Hexane - They use it to press more olive oil from olives to get more profit

While this process is technically legal for producing olive pomace oil, it is considered a way to extract the very last, lowest-quality oil, which is why it is the adulteration or misrepresentation of genuine, mechanically-extracted olive oil. Reputable, high-quality olive oils (Extra Virgin) are not extracted with chemical solvents. 

Dishonest Practices They Use to Make and Sell Fake Olive Oil: 

 

Blending with other oils: One common method is to blend olive oil with cheaper vegetable oils, such as sunflower oil or soybean oil. This allows manufacturers to reduce costs while still labeling the product as “olive oil.” These blended oils lack the health benefits and flavor characteristics of real olive oil. 

Dilution with low-quality oils: Dishonest producers dilute olive oil with lower-grade or inferior oils to increase their profit margins. This dilution can compromise the quality and flavor of the final product.

Mislabeling the grade: Extra virgin olive oil is considered the highest quality and is obtained from the first cold pressing of the olives that were harvested several hours before pressing. Dishonest olive oil producers label lower-grade oils, such as “virgin” or “pomace” olive oil, as “extra virgin” to deceive consumers.

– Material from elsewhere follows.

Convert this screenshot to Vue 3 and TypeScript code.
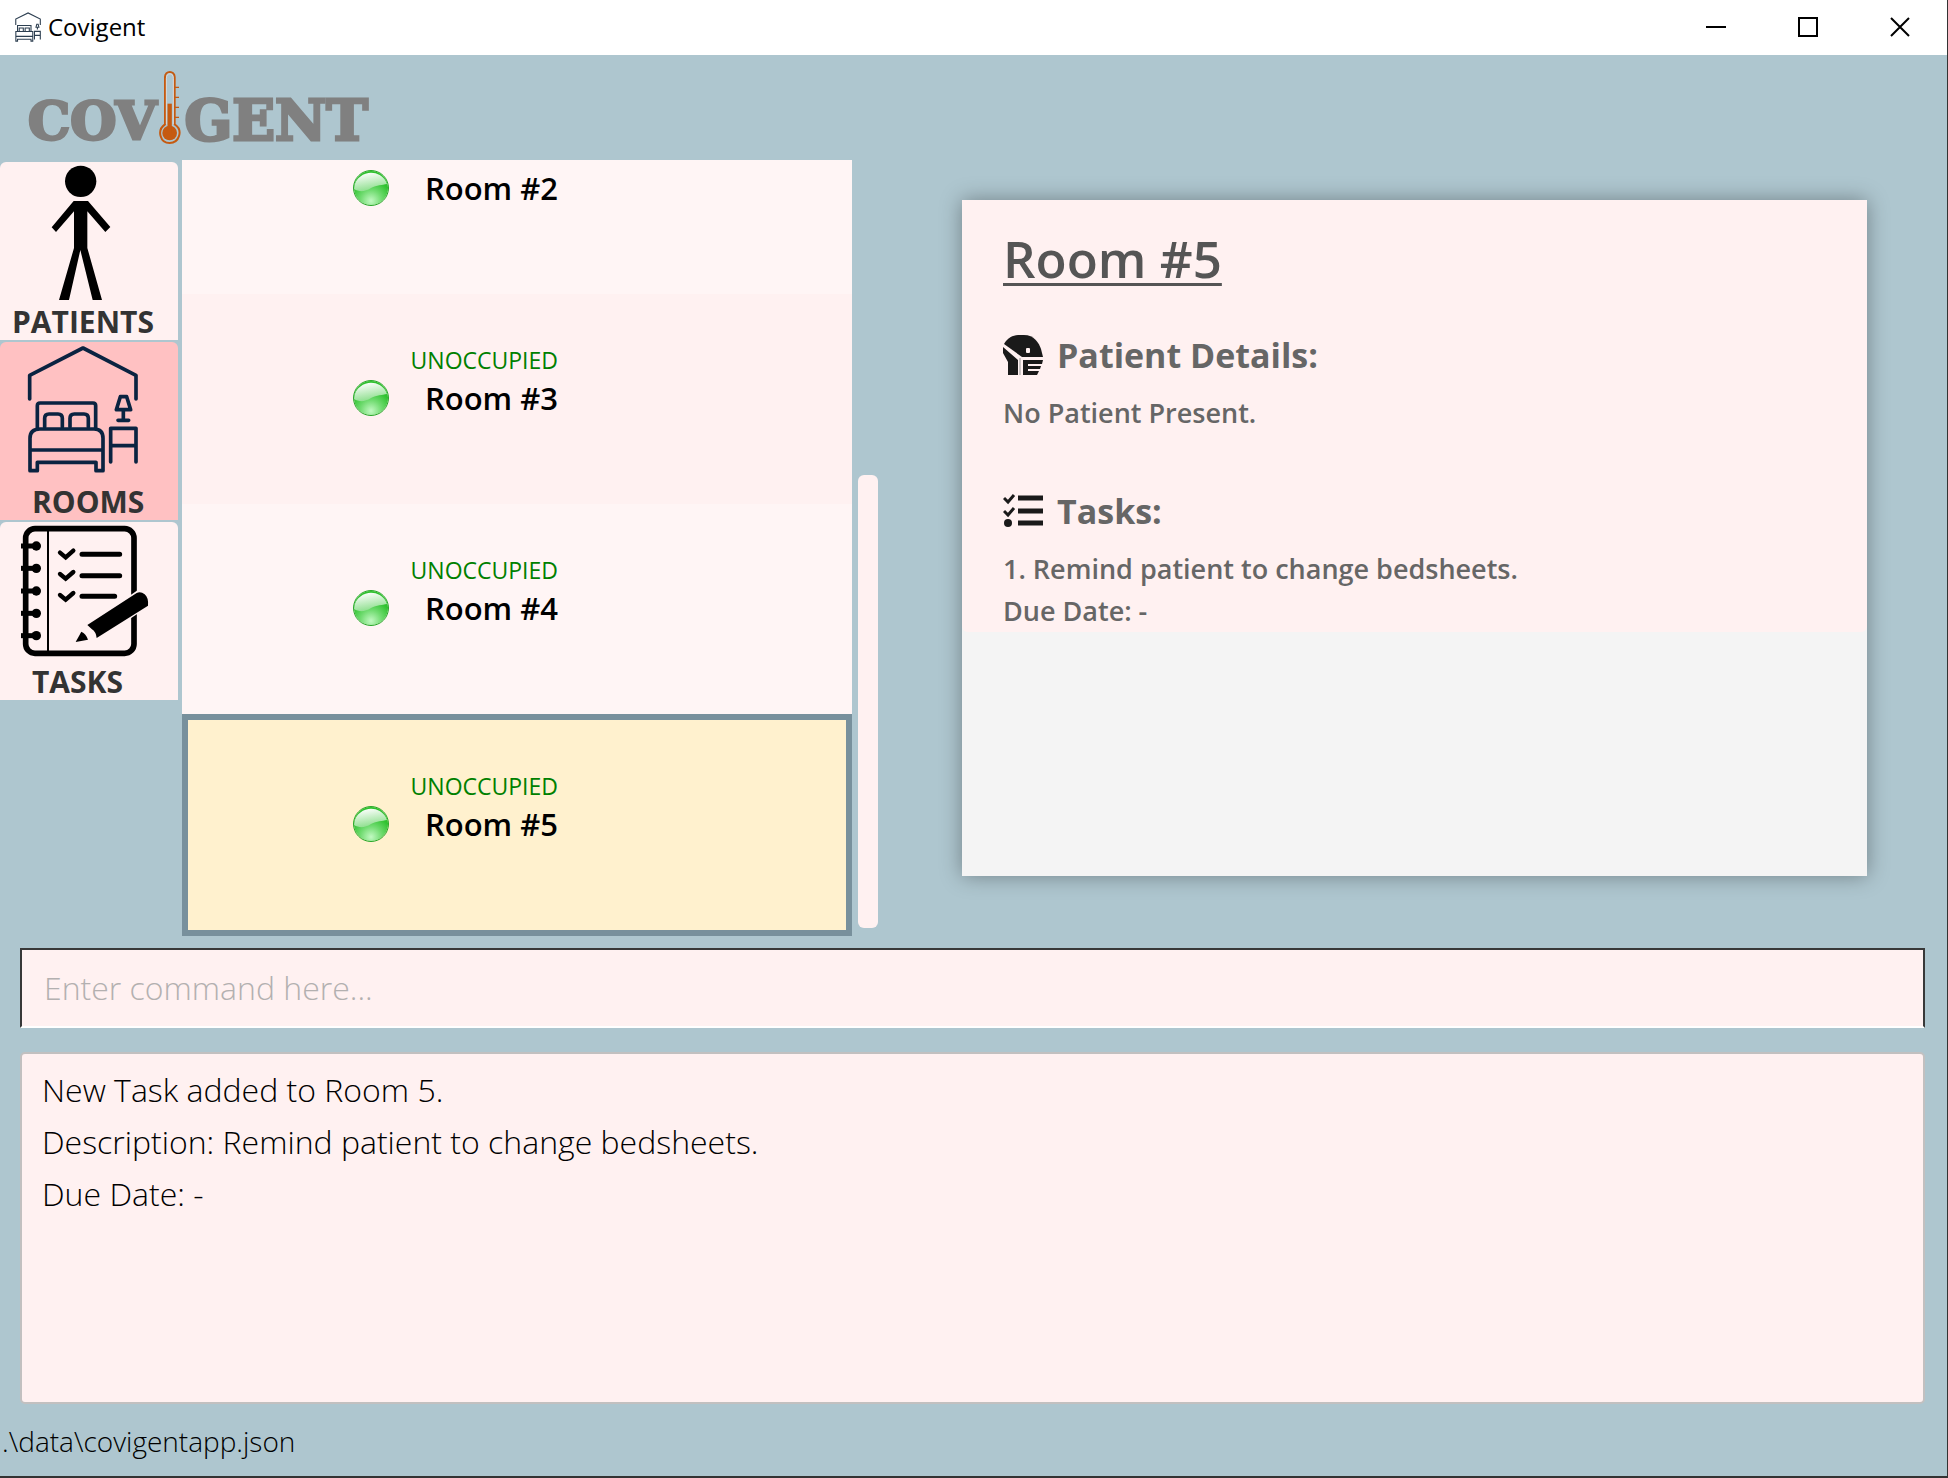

Refined olive oil: Refined olive oil undergoes a process that involves heat and chemical treatments to remove impurities and neutralize flavors. Dishonest manufacturers pass off refined olive oil, which lacks the desirable taste and health benefits of extra virgin olive oil, as a premium product.

Adding artificial colorings and flavors: To mimic the appearance and taste of high-quality olive oil, dishonest producers add artificial colorings and flavors. These additives can mask the inferior quality and provide a false perception of authenticity.

Packaging and labeling deception: Fake olive oil producers use misleading packaging and labeling that suggests the product is from a specific region known for high-quality olive oil when it is not. They may also use labels that contain misleading or false certifications to deceive consumers.   

 

The saddest thing is that it is a delayed-acting poison, quietly killing people for many years. Just like cola, chips, and many other junk foods they enjoy every day. 

You may say: “That’s all very nice, but what can we do? Not everyone can afford premium olive oil“. You know, olive oil is not that vital, and nobody dies because of its absence. So it’s better to live without it than consume carcinogens. 

Below you'll find an excerpt from the book Extra Virginity by Tom Mueller, as an explanation of how cheap olive oil is produced: 

“Front-end loaders dump the pomace into a large hopper, from which it moves into a steel tube heated by the furnaces, that rotates slowly until most of the moisture in the pomace has evaporated. The dried pomace is transferred into tall silos and drenched with hexane, an industrial solvent. After the residual oil dissolves into the hexane, leaving the pomace, a blast of steam as loud as a cannon-shot drives the mixture of solvent and oil into a separate tank, where it’s heated to evaporate off the hexane. What’s left is a dense, black liquid known as crude pomace oil… 
… Before this oil can be sold as food, it’s piped into a refinery in an adjoining building for desolventization, deacidification, deodorization, degumming, and other chemical processes. The resulting clear, odorless, tasteless fat is blended with a small quantity of extra virgin olive oil to give it flavor, and is sold as “olive pomace oil.”
This substance is a poor cousin to extra virgin olive oil, with a dubious past. From time to time, Italian and EU health inspectors have detected toxins, mineral oil, and carcinogenic material in pomace oil; there have been Europe – wide health alerts for contaminated pomace oil, leading to product recalls and confiscations.”

The book was published in 2011. Has something changed? It’s even worse now.